--- START ---
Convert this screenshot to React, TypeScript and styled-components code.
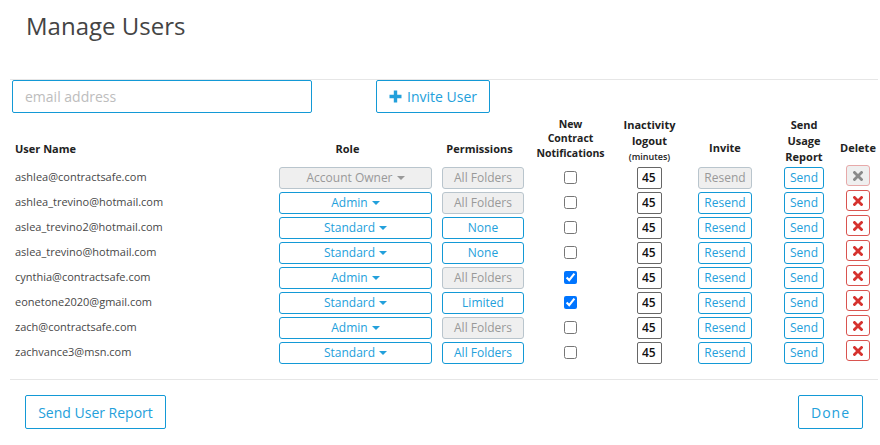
import React from "react";
import styled, { createGlobalStyle, css } from "styled-components";

const GlobalStyle = createGlobalStyle`
  html, body { margin: 0; padding: 0; background: #fff; }
  body { font-family: "Open Sans", "Noto Sans", Arial, sans-serif; color: #444; }
  * { box-sizing: border-box; }
`;

const BLUE = "#1399d6";
const BLUE_TEXT = "#23a0db";

const Page = styled.div`
  width: 880px;
  padding: 9px 2px 0 10px;
`;

const Title = styled.h1`
  margin: 0 0 37px 0;
  padding-left: 16px;
  font-size: 24px;
  line-height: 33px;
  font-weight: 400;
  color: #444;
`;

const Toolbar = styled.div`
  border-top: 1px solid #e6e6e6;
  display: flex;
  align-items: flex-start;
  gap: 64px;
  padding-left: 2px;
`;

const EmailInput = styled.input`
  width: 300px;
  height: 33px;
  border: 1px solid ${BLUE};
  border-radius: 2px;
  padding: 0 12px;
  font-family: inherit;
  font-size: 14px;
  color: #444;
  outline: none;
  &::placeholder { color: #bdbdbd; }
`;

const OutlineButton = styled.button<{ $w?: number }>`
  height: 34px;
  ${(p) => p.$w && css`width: ${p.$w}px;`}
  padding: 0 12px;
  background: #fff;
  border: 1px solid ${BLUE};
  border-radius: 2px;
  color: ${BLUE_TEXT};
  font-family: inherit;
  font-size: 14px;
  display: inline-flex;
  align-items: center;
  justify-content: center;
  gap: 5px;
  cursor: pointer;
`;

const InviteButton = styled(OutlineButton)`
  height: 33px;
  width: 114px;
  padding: 0;
`;

const ReportButton = styled(OutlineButton)`
  width: 141px;
  padding: 0;
`;

const COLS = "264px 163px 92px 83px 75px 76px 82px 26px";

const HeaderRow = styled.div`
  margin-top: 3px;
  height: 49px;
  display: grid;
  grid-template-columns: ${COLS};
  align-items: end;
`;

const HeadCell = styled.div<{ $pb?: number; $pr?: number; $left?: boolean; $small?: boolean }>`
  font-weight: 700;
  font-size: ${(p) => (p.$small ? "10.5px" : "11px")};
  line-height: ${(p) => (p.$small ? "14.5px" : "16px")};
  color: #222;
  text-align: ${(p) => (p.$left ? "left" : "center")};
  padding-bottom: ${(p) => p.$pb ?? 0}px;
  padding-right: ${(p) => p.$pr ?? 0}px;
  padding-left: ${(p) => (p.$left ? 5 : 0)}px;
  white-space: nowrap;
  display: flex;
  flex-direction: column;
  align-items: ${(p) => (p.$left ? "flex-start" : "center")};
`;

const Minutes = styled.span`
  font-size: 9px;
  font-weight: 600;
`;

const Rows = styled.div`
  display: flex;
  flex-direction: column;
`;

const Row = styled.div`
  height: 25px;
  display: grid;
  grid-template-columns: ${COLS};
  align-items: center;
  justify-items: center;
`;

const NameCell = styled.div`
  justify-self: start;
  padding-left: 5px;
  font-size: 11px;
  color: #474747;
  margin-top: -3px;
`;

const SmallButton = styled.button<{ $w: number; $disabled?: boolean }>`
  width: ${(p) => p.$w}px;
  height: 22px;
  padding: 0;
  border-radius: 3px;
  font-family: inherit;
  font-size: 12px;
  display: inline-flex;
  align-items: center;
  justify-content: center;
  gap: 4px;
  cursor: pointer;
  background: ${(p) => (p.$disabled ? "#efefef" : "#fff")};
  border: 1px solid ${(p) => (p.$disabled ? "#b9c5cd" : BLUE)};
  color: ${(p) => (p.$disabled ? "#999" : BLUE_TEXT)};
`;

const Caret = styled.span`
  display: inline-block;
  width: 0;
  height: 0;
  border-left: 4px solid transparent;
  border-right: 4px solid transparent;
  border-top: 4px solid currentColor;
  margin-top: 1px;
`;

const Check = styled.input`
  width: 13px;
  height: 13px;
  margin: 0;
`;

const NumInput = styled.input`
  width: 25px;
  height: 22px;
  border: 1px solid #666;
  border-radius: 2px;
  padding: 0 0 0 4px;
  font-family: inherit;
  font-size: 12px;
  font-weight: 600;
  color: #111;
  outline: none;
`;

const DeleteButton = styled.button<{ $disabled?: boolean }>`
  align-self: start;
  width: 24px;
  height: 21px;
  padding: 0;
  border-radius: 3px;
  display: flex;
  align-items: center;
  justify-content: center;
  cursor: pointer;
  background: ${(p) => (p.$disabled ? "#efefef" : "#fff")};
  border: 1px solid ${(p) => (p.$disabled ? "#e7a9a9" : "#d9534f")};
  color: ${(p) => (p.$disabled ? "#8a8a8a" : "#d6322e")};
`;

const Footer = styled.div`
  margin-top: 14px;
  border-top: 1px solid #e6e6e6;
  padding: 15px 15px 0 15px;
  display: flex;
  justify-content: space-between;
`;

const DoneButton = styled(OutlineButton)`
  width: 65px;
  padding: 0;
  letter-spacing: 1px;
`;

const PlusIcon = () => (
  <svg width="13" height="13" viewBox="0 0 13 13">
    <path d="M6.5 0.5 V12.5 M0.5 6.5 H12.5" stroke="currentColor" strokeWidth="3.4" />
  </svg>
);

const XIcon = () => (
  <svg width="10" height="10" viewBox="0 0 10 10">
    <path d="M1.5 1.5 L8.5 8.5 M8.5 1.5 L1.5 8.5" stroke="currentColor" strokeWidth="2.8" strokeLinecap="square" />
  </svg>
);

type User = {
  email: string;
  role: string;
  perm: string;
  notify: boolean;
  owner?: boolean;
};

const users: User[] = [
  { email: "ashlea@contractsafe.com", role: "Account Owner", perm: "All Folders", notify: false, owner: true },
  { email: "ashlea_trevino@hotmail.com", role: "Admin", perm: "All Folders", notify: false },
  { email: "aslea_trevino2@hotmail.com", role: "Standard", perm: "None", notify: false },
  { email: "aslea_trevino@hotmail.com", role: "Standard", perm: "None", notify: false },
  { email: "cynthia@contractsafe.com", role: "Admin", perm: "All Folders", notify: true },
  { email: "eonetone2020@gmail.com", role: "Standard", perm: "Limited", notify: true },
  { email: "zach@contractsafe.com", role: "Admin", perm: "All Folders", notify: false },
  { email: "zachvance3@msn.com", role: "Standard", perm: "All Folders", notify: false },
];

export default function App() {
  return (
    <Page>
      <GlobalStyle />
      <Title>Manage Users</Title>
      <Toolbar>
        <EmailInput placeholder="email address" />
        <InviteButton>
          <PlusIcon />
          Invite User
        </InviteButton>
      </Toolbar>
      <HeaderRow>
        <HeadCell $left $pb={8}>User Name</HeadCell>
        <HeadCell $pb={8} $pr={16}>Role</HeadCell>
        <HeadCell $pb={8} $pr={7}>Permissions</HeadCell>
        <HeadCell $small $pb={5}>
          <span>New</span>
          <span>Contract</span>
          <span>Notifications</span>
        </HeadCell>
        <HeadCell>
          <span>Inactivity</span>
          <span>logout</span>
          <Minutes>(minutes)</Minutes>
        </HeadCell>
        <HeadCell $pb={9}>Invite</HeadCell>
        <HeadCell>
          <span>Send</span>
          <span>Usage</span>
          <span>Report</span>
        </HeadCell>
        <HeadCell $pb={9}>Delete</HeadCell>
      </HeaderRow>
      <Rows>
        {users.map((u) => {
          const permDisabled = u.perm === "All Folders" && u.role !== "Standard";
          return (
            <Row key={u.email}>
              <NameCell>{u.email}</NameCell>
              <SmallButton $w={153} $disabled={u.owner}>
                {u.role}
                <Caret />
              </SmallButton>
              <SmallButton $w={82} $disabled={permDisabled}>
                {u.perm}
              </SmallButton>
              <Check type="checkbox" defaultChecked={u.notify} />
              <NumInput defaultValue="45" />
              <SmallButton $w={54} $disabled={u.owner}>
                Resend
              </SmallButton>
              <SmallButton $w={40}>Send</SmallButton>
              <DeleteButton $disabled={u.owner}>
                <XIcon />
              </DeleteButton>
            </Row>
          );
        })}
      </Rows>
      <Footer>
        <ReportButton>Send User Report</ReportButton>
        <DoneButton>Done</DoneButton>
      </Footer>
    </Page>
  );
}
--- END ---
**EXERCISE DIRECTIONS:** Report the number of lines above that contain the word "React", and only that number.

**ANSWER TO THE EXERCISE:** 2